Like many children of his time he had to find a way to help support his family because, after the death of his father, the family economy deepened and it was his mother, a humble tobacco worker, who opened the doors to that tradition, transmitted among generations and that places Cuban tobacco as the best in the world.
Lazaro cultivated that inheritance bequeathed by the aborigines, which has more than 500 years of history and identity and in which men and women elaborate by hand the famous Habanos, as the final product is known in the international market.
Whenever his activities at the head of the trade union movement allowed him, he used to go to the factory to share with his co-workers, who in honor of his birth celebrate every May 29 the Day of Tobacco Workers.
Of the importance of this crop for Cuba it would suffice to say that, to manufacure a Cohiba, a Montecristo, a Partagás, a Romeo and Julieta, a Hoyo de Monterrey or an H. Upmann (the six best-known Cuban global brands in the world), more than 500 manual processes are needed, including agricultural and factory processes.
It must be said that the 2018-2019 tobacco campaign includes more than 600 productive forms, of them some 20 state companies and the rest in forms of cooperative or private property, which includes around 200,000 people.
Today, it is necessary to remember the leader of the tobacco workers who with only 18 years old, he asked to join the Communist Party of Cuba, founded in 1925 by Julio Antonio Mella and Carlos Baliño, which in 1929 became an organization outlawed by the tyrant Gerardo Machado, just after rising to power.

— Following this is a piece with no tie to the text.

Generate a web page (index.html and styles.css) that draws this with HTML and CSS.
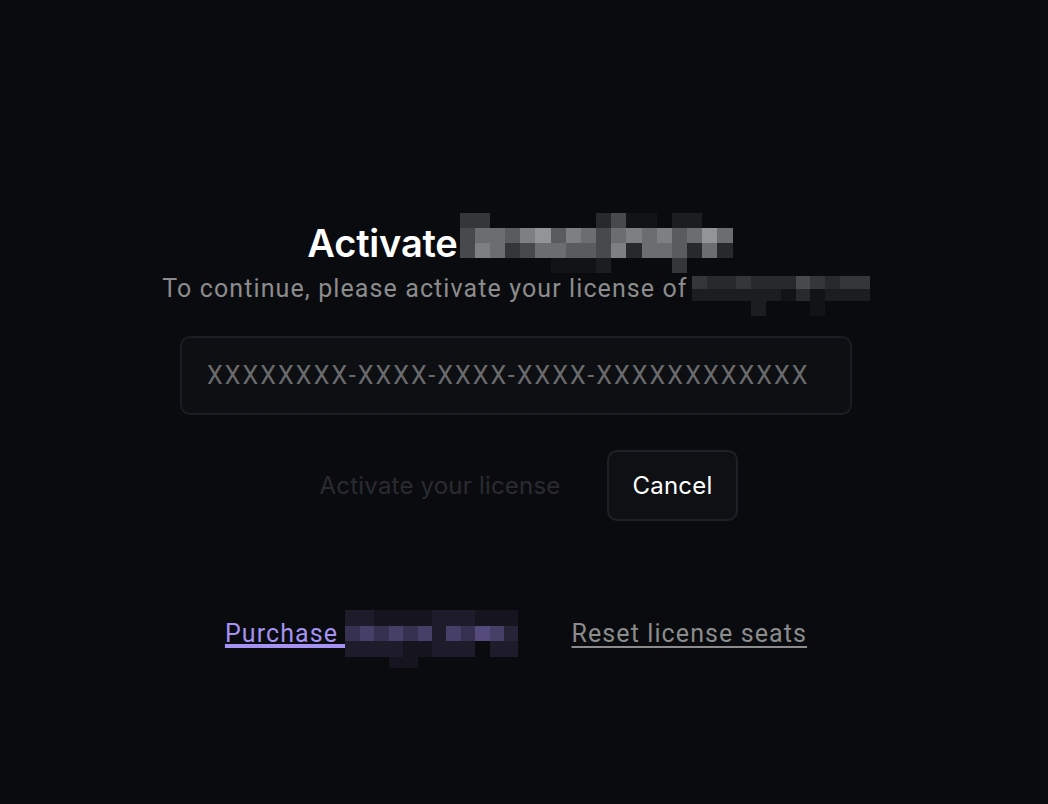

The thin and clever young man, within the underground party, distributed proclamations and participated in protests and since 1934 he integrated its Central Committee, later he was elected as Secretary General of the Tobacco Workers Union and member of the Executive Committee of the National Workers' Confederation of Cuba.
Those who knew him say that he gained the appreciation of all. He was honest, full of energy, a music lover, passionate about baseball and boxing, a self-taught spirit, with great sense of justice. However, from the workers' stands his words were critical and implacable against iniquities.
It was Lázaro Peña who denounced the murderer of the sugar leader Jesús Menéndez, from the same Manzanillo, where the General of the Cañas was killed.
He strongly opposed the outrages of the authentic governments (1944 - 1952), which created the monstrosity of “mujalismo”, a practice that undermined the unity of the Cuban labor movement.
The tyrant Fulgencio Batista did not allow him to enter Cuba, in October 1953, when he was returning from a trade union congress held in Vienna. With the triumph of the Revolution, he joined again, as a soldier, to the reorganization of the island's trade union movement.
The workers, and especially the tobacco workers, remember him as their martyr and eternal captain of the Working Class. At his funeral, Commander in Chief Fidel Castro said: "We do not come here to bury someone who has died. We come here to plant a seed.” In good soil, like ours for tobacco, that seed fructified daily.